In August 2011, EPA finalized the Transport Rule, establishing good neighbor obligations for upwind States and concurrently prescribing FIPs to implement those obligations. In this way, the Transport Rule departed from the standard progression from non-compliant SIP to imposition of a FIP, instead preemptively making findings of SIP submission failure and issuing FIPs for all affected States simultaneously with its issuance of the new good neighbor determinations. EPA made such a finding even though the States were not given the opportunity to first develop compliant SIPs. States could submit a SIP to EPA for approval that replaced or modified their FIP, but until States did so, the FIPs would remain effective.

EPA argued in the D.C. Circuit that there was no difference between the States’ compliance obligations with respect to NAAQS and their compliance obligations with respect to their good neighbor obligations. The D.C. Circuit rejected this distinction, explaining that the good neighbor obligations are “not clean numerical target[s]” and that an “upwind State’s obligation remains impossible for the upwind State to determine until EPA defines it.” Therefore the D.C. Circuit held that a SIP could not be deemed deficient for failing to meet the good neighbor obligation at the moment EPA has defined those obligations.[29] For more information on the Transport Rule or the D.C. Circuit’s decision, please see D.C. Circuit Strikes Down EPA Cross-State Air Pollutions Rules (Again), Marten Law Environmental News (Sept. 25, 2012).

For more information concerning the GHG and Transport Rule cases and other air quality matters, please contact any member of Marten Law’s Climate Change or Air Quality practice groups.

[1] On October 15, 2013, the Supreme Court granted cert. petitions and consolidated the greenhouse gas cases, docket nos. 12-1146, 12-1248, 12-1254, 12-1268, 12-1269 and 12-1272.

[2] On October 15, 2013, the Supreme Court denied cert. petitions by the State of Virginia and others advancing several challenges to the Endangerment Finding, docket nos. 12-1152, 12-1153 and 12-1253.

[3] The Supreme Court granted cert. petitions and consolidated two CSAPR cases, docket nos. 12-1182 and 12-1183.

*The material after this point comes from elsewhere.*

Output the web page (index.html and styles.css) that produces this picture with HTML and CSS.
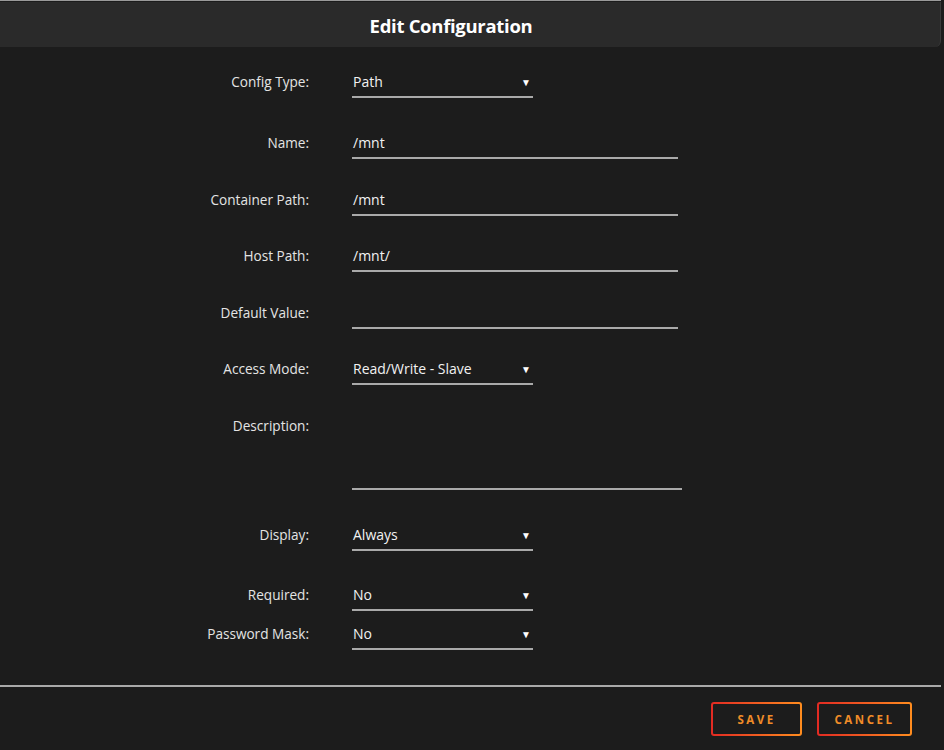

[4] See Brief for the Federal Petitioners at 2-3, E.P.A. v. EME Homer City Generation, L.P., (Nos. 12-1182 and 12-1183).

[5] See id. at 12.

[6] See Clean Air Act Title I, Part C.

[8] 42 U.S.C. § 7471.

[9] 42 U.S.C. § 7475(a).

[10] Massachusetts v. E.P.A., 549 U.S. 497, 532, 127 S. Ct. 1438, 1462, 167 L. Ed. 2d 248 (2007).

[11] Endangerment and Cause or Contribute Findings for Greenhouse Gases Under Section 202(a) of the Clean Air Act; Final Rule, 74 Fed. Reg. 66496 (Dec. 15, 2009).

[12] Light-Duty Vehicle Greenhouse Gas Emission Standards and Corporate Average Fuel Economy Standards; Final Rule, 75 Fed. Reg. 25324 (May 15, 2010).

[13] Prevention of Significant Deterioration and Title V Greenhouse Gas Tailoring Rule; Final Rule, 75 Fed. Reg. 31514 (June 3, 2010).

[14] Reconsideration of Interpretation of Regulations That Determine Pollutants Covered by Clean Air Act Permitting Programs, 75 Fed. Reg. 17004 (April 2, 2010).

[15] 43 Fed. Reg. 26380, 26382 (June 19, 1978).

[16] See Coal. for Responsible Regulation, Inc. v. E.P.A., 684 F.3d 102, 115-16 (D.C. Cir. 2012).

[17] Id. at 131-32.

[18] Id. at 133.

[19] Id. at 137.

[20] Id. at 138-43.

[21] Id. at 136.

[22] Id.

[23] 42 U.S.C. § 7409(a)-(b).

[24] 42 U.S.C. § 7407(d).

[25] 42 U.S.C. § 7410(a).

[26] 42 U.S.C. § 7410(a)(1).

[27] 42 U.S.C. § 7410(c)(1).

[28] 42 U.S.C. § 7410(a)(2)(D). The good neighbor provision specifically provides, in relevant part, that each SIP must contain adequate provisions:

Prohibiting … any source or other type of emission activity within the State from emitting any air pollutant in amounts which will contribute significantly to nonattainment in, or interfere with maintenance by, any other State with respect to [NAAQS].

(emphasis added).

[29] EME Homer City Generation, L.P. v. E.P.A., 696 F.3d 7, 31 (D.C. Cir. 2012) cert. granted in part, 133 S. Ct. 2857 (U.S. 2013) and cert. granted in part, 133 S. Ct. 2857 (U.S. 2013).